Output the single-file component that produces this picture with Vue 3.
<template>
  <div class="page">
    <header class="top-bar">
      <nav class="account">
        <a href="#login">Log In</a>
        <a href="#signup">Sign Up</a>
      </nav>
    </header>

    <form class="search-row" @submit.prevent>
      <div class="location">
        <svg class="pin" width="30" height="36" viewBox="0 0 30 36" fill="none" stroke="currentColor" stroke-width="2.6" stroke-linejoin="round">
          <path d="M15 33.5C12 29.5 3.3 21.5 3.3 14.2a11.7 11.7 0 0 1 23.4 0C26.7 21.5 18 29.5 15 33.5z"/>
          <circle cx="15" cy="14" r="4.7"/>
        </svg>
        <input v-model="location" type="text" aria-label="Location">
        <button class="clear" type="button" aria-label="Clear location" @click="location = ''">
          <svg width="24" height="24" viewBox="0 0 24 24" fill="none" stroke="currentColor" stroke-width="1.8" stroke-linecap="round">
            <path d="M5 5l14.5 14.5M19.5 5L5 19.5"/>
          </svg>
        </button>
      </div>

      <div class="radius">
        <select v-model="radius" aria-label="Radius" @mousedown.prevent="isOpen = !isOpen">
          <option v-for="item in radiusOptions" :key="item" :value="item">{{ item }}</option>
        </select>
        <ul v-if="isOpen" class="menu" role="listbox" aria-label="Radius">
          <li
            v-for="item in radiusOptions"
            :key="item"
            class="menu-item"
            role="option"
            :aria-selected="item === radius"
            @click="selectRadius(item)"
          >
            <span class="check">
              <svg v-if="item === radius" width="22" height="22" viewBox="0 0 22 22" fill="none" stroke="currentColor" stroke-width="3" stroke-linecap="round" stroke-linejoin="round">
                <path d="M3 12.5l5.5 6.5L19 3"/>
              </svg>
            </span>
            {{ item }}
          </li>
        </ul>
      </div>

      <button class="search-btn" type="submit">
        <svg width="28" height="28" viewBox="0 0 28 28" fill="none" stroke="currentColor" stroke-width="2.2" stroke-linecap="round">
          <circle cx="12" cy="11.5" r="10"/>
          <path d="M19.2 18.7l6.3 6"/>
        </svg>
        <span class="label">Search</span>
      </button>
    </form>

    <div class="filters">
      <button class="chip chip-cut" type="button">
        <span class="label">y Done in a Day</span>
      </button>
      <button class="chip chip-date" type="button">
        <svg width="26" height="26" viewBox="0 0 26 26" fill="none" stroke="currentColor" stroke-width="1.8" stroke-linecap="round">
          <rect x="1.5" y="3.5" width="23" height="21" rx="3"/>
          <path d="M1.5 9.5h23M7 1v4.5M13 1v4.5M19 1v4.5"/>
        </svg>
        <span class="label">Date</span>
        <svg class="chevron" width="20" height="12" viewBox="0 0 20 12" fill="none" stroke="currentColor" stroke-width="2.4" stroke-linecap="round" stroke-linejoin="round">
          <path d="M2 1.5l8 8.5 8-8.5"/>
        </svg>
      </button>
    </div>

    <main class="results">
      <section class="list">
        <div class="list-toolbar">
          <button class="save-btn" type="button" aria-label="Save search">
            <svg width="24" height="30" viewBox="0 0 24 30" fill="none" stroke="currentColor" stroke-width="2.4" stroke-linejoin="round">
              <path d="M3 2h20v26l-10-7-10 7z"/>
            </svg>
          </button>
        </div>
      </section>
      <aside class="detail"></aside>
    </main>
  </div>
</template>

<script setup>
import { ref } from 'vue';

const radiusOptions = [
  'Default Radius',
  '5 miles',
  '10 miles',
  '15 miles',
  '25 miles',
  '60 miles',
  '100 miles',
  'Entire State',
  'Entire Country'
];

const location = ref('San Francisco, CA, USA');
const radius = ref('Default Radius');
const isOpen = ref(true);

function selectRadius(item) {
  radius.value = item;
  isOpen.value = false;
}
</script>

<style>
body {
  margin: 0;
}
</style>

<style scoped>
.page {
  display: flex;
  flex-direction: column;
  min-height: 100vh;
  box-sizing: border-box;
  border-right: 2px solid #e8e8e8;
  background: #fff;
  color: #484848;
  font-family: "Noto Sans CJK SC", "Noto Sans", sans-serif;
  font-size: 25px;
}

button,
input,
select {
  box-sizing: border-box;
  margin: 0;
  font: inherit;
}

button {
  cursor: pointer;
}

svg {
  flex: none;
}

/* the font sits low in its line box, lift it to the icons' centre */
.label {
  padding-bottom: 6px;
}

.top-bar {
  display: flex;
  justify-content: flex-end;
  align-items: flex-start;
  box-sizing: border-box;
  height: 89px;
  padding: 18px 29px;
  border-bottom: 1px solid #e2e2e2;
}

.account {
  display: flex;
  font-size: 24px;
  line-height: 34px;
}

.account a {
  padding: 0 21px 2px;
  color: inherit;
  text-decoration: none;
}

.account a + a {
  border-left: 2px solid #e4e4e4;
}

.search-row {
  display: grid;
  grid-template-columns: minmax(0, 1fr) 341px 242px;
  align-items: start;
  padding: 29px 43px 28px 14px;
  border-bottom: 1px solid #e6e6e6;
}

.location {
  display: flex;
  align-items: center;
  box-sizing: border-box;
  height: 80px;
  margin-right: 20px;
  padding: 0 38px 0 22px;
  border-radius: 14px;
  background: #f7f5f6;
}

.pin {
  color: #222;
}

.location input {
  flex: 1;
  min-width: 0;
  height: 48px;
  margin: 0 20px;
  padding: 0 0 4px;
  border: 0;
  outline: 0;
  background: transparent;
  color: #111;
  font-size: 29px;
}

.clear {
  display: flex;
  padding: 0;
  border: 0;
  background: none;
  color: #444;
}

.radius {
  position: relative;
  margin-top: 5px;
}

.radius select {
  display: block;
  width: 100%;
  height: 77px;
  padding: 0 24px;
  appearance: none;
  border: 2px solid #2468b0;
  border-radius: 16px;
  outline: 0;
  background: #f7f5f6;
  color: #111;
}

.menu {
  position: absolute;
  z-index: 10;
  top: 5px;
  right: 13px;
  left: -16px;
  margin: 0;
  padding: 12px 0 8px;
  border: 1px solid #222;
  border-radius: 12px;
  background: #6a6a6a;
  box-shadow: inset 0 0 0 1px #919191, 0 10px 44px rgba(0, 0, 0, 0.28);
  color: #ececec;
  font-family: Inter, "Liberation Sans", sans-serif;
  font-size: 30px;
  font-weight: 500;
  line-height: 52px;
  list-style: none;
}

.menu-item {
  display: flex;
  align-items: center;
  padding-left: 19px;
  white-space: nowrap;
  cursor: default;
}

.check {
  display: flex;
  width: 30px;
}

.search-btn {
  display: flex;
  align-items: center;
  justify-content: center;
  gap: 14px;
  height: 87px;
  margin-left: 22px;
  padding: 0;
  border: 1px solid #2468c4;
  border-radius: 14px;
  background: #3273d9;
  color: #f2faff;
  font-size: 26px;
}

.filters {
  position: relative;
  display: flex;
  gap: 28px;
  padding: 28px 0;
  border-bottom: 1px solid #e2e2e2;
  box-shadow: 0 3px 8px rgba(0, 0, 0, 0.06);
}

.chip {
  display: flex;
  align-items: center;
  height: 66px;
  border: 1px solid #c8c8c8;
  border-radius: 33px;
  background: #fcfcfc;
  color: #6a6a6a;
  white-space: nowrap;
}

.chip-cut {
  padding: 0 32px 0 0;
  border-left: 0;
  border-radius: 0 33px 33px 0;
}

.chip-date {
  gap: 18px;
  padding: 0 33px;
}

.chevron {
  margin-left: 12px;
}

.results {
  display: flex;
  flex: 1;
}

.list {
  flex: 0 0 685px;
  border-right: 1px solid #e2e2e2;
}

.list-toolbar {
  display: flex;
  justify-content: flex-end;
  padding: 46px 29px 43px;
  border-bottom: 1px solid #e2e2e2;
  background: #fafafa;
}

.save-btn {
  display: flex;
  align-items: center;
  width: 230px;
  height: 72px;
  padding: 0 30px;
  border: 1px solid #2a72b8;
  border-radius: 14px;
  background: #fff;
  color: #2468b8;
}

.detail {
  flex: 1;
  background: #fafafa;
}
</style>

● ● ● ● ●

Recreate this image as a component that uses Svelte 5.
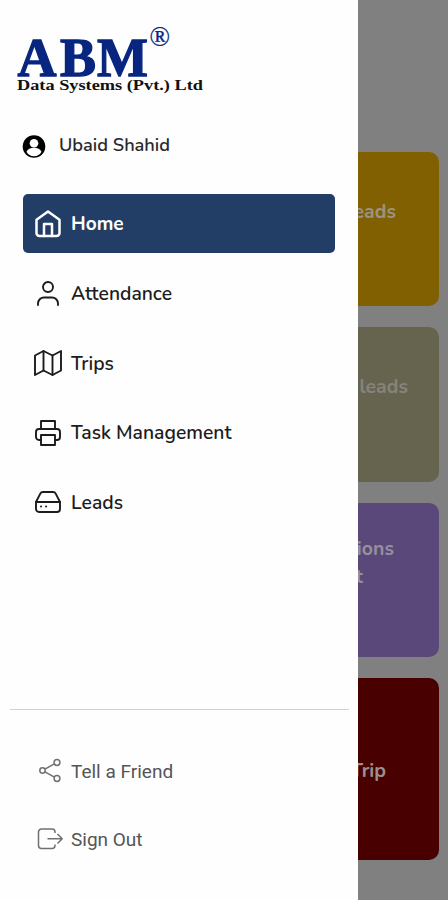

● ● ● ● ●

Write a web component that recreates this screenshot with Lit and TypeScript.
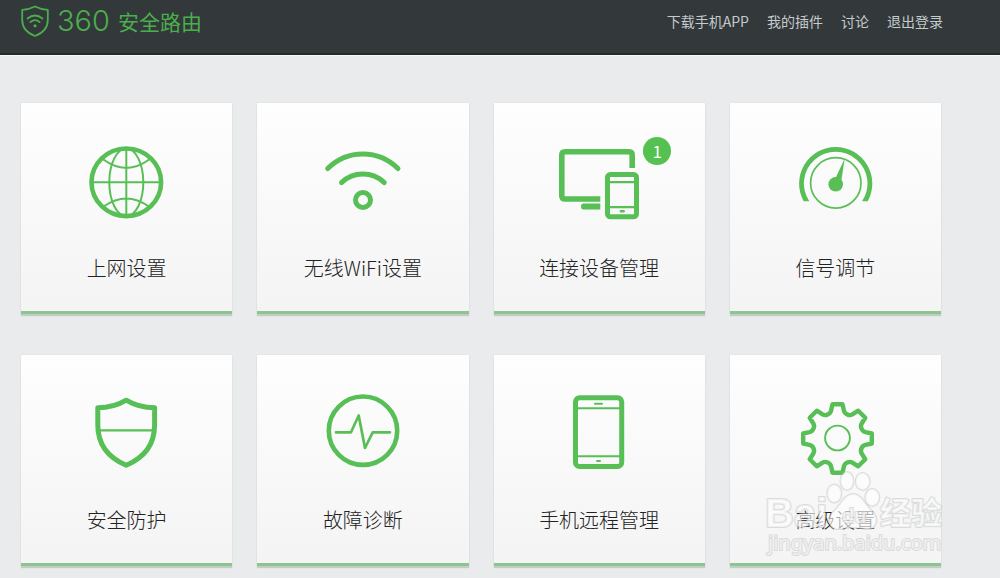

● ● ● ● ●

Return nothing except the number of lines that include the string "with".

2